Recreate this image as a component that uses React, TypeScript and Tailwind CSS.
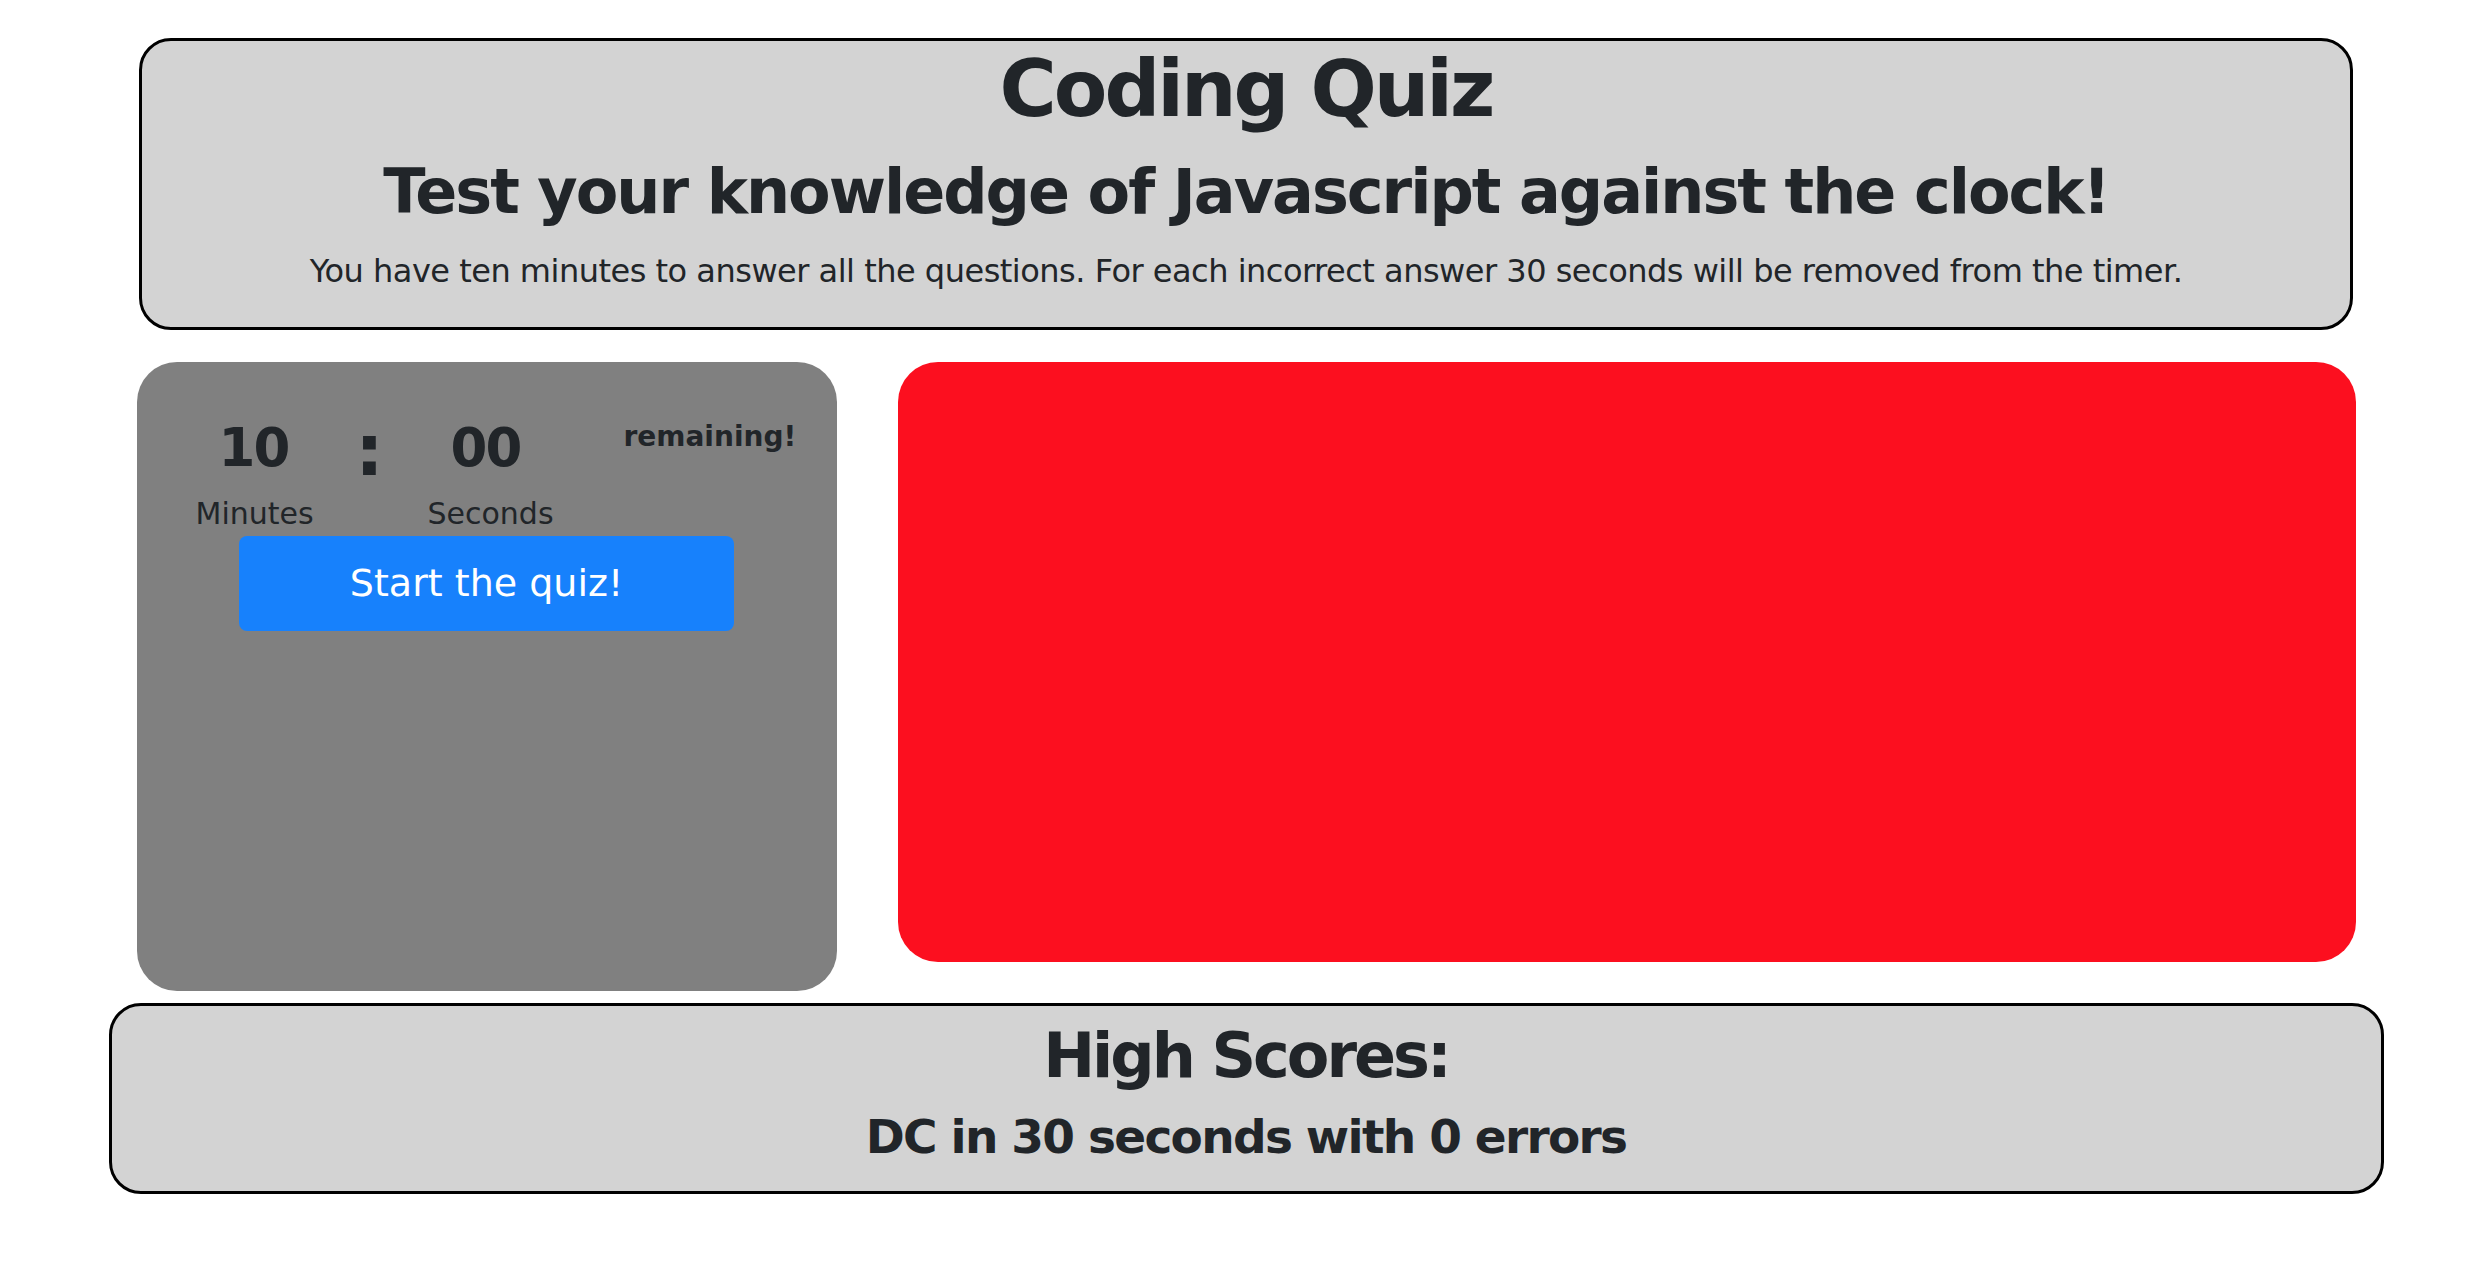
export default function App() {
  return (
    <div className="min-h-screen bg-white pt-[38px] font-['DejaVu_Sans',sans-serif] text-[#212529]">
      <header className="mx-auto w-[2214px] rounded-[32px] border-[3px] border-black bg-[#d3d3d3] pt-[1px] text-center">
        <h1 className="mb-[16px] text-[78px] font-bold leading-[1.23] tracking-[-3px]">Coding Quiz</h1>
        <h2 className="mb-[16px] text-[62px] font-bold leading-[1.24] tracking-[-2px]">
          Test your knowledge of Javascript against the clock!
        </h2>
        <p className="mb-[32px] text-[32px] leading-[1.5] tracking-[-0.5px]">
          You have ten minutes to answer all the questions. For each incorrect answer 30 seconds will be removed from the timer.
        </p>
      </header>

      <main className="mx-auto mt-[32px] flex w-[2219px] items-start justify-between">
        <section className="h-[629px] w-[700px] rounded-[40px] bg-[#808080] pt-[52px]">
          <div className="flex items-start pl-[59px]">
            <div className="w-[116px] text-center">
              <div className="text-[53px] font-bold leading-[1.27] tracking-[-2px]">10</div>
              <div className="mt-[10px] text-[30px] leading-[1.5]">Minutes</div>
            </div>
            <div className="-mt-[7px] w-[116px] text-center text-[72px] font-bold leading-[1.2]">:</div>
            <div className="w-[116px] text-center">
              <div className="text-[53px] font-bold leading-[1.27] tracking-[-2px]">00</div>
              <div className="mt-[10px] text-[30px] leading-[1.5]">Seconds</div>
            </div>
            <div className="ml-[80px] mt-[6px] text-[28px] font-bold leading-[1.2]">remaining!</div>
          </div>
          <button
            type="button"
            className="mx-auto block h-[95px] w-[495px] rounded-[8px] bg-[#1781fc] text-[38px] text-white"
          >
            Start the quiz!
          </button>
        </section>
        <section className="h-[600px] w-[1458px] rounded-[40px] bg-[#fc0f1f]" />
      </main>

      <footer className="mx-auto mt-[12px] w-[2275px] rounded-[32px] border-[3px] border-black bg-[#d3d3d3] pb-[26px] pt-[12px] text-center">
        <h2 className="mb-[13px] text-[62px] font-bold leading-[1.24] tracking-[-3px]">High Scores:</h2>
        <h4 className="text-[47px] font-bold leading-[1.23] tracking-[-1.7px]">DC in 30 seconds with 0 errors</h4>
      </footer>
    </div>
  );
}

**Exercise description**
Quote the data exactly, leaving every image out of the copy.

**Result**
Recreate this image as a component that uses React, TypeScript and Tailwind CSS.
export default function App() {
  return (
    <div className="min-h-screen bg-white pt-[38px] font-['DejaVu_Sans',sans-serif] text-[#212529]">
      <header className="mx-auto w-[2214px] rounded-[32px] border-[3px] border-black bg-[#d3d3d3] pt-[1px] text-center">
        <h1 className="mb-[16px] text-[78px] font-bold leading-[1.23] tracking-[-3px]">Coding Quiz</h1>
        <h2 className="mb-[16px] text-[62px] font-bold leading-[1.24] tracking-[-2px]">
          Test your knowledge of Javascript against the clock!
        </h2>
        <p className="mb-[32px] text-[32px] leading-[1.5] tracking-[-0.5px]">
          You have ten minutes to answer all the questions. For each incorrect answer 30 seconds will be removed from the timer.
        </p>
      </header>

      <main className="mx-auto mt-[32px] flex w-[2219px] items-start justify-between">
        <section className="h-[629px] w-[700px] rounded-[40px] bg-[#808080] pt-[52px]">
          <div className="flex items-start pl-[59px]">
            <div className="w-[116px] text-center">
              <div className="text-[53px] font-bold leading-[1.27] tracking-[-2px]">10</div>
              <div className="mt-[10px] text-[30px] leading-[1.5]">Minutes</div>
            </div>
            <div className="-mt-[7px] w-[116px] text-center text-[72px] font-bold leading-[1.2]">:</div>
            <div className="w-[116px] text-center">
              <div className="text-[53px] font-bold leading-[1.27] tracking-[-2px]">00</div>
              <div className="mt-[10px] text-[30px] leading-[1.5]">Seconds</div>
            </div>
            <div className="ml-[80px] mt-[6px] text-[28px] font-bold leading-[1.2]">remaining!</div>
          </div>
          <button
            type="button"
            className="mx-auto block h-[95px] w-[495px] rounded-[8px] bg-[#1781fc] text-[38px] text-white"
          >
            Start the quiz!
          </button>
        </section>
        <section className="h-[600px] w-[1458px] rounded-[40px] bg-[#fc0f1f]" />
      </main>

      <footer className="mx-auto mt-[12px] w-[2275px] rounded-[32px] border-[3px] border-black bg-[#d3d3d3] pb-[26px] pt-[12px] text-center">
        <h2 className="mb-[13px] text-[62px] font-bold leading-[1.24] tracking-[-3px]">High Scores:</h2>
        <h4 className="text-[47px] font-bold leading-[1.23] tracking-[-1.7px]">DC in 30 seconds with 0 errors</h4>
      </footer>
    </div>
  );
}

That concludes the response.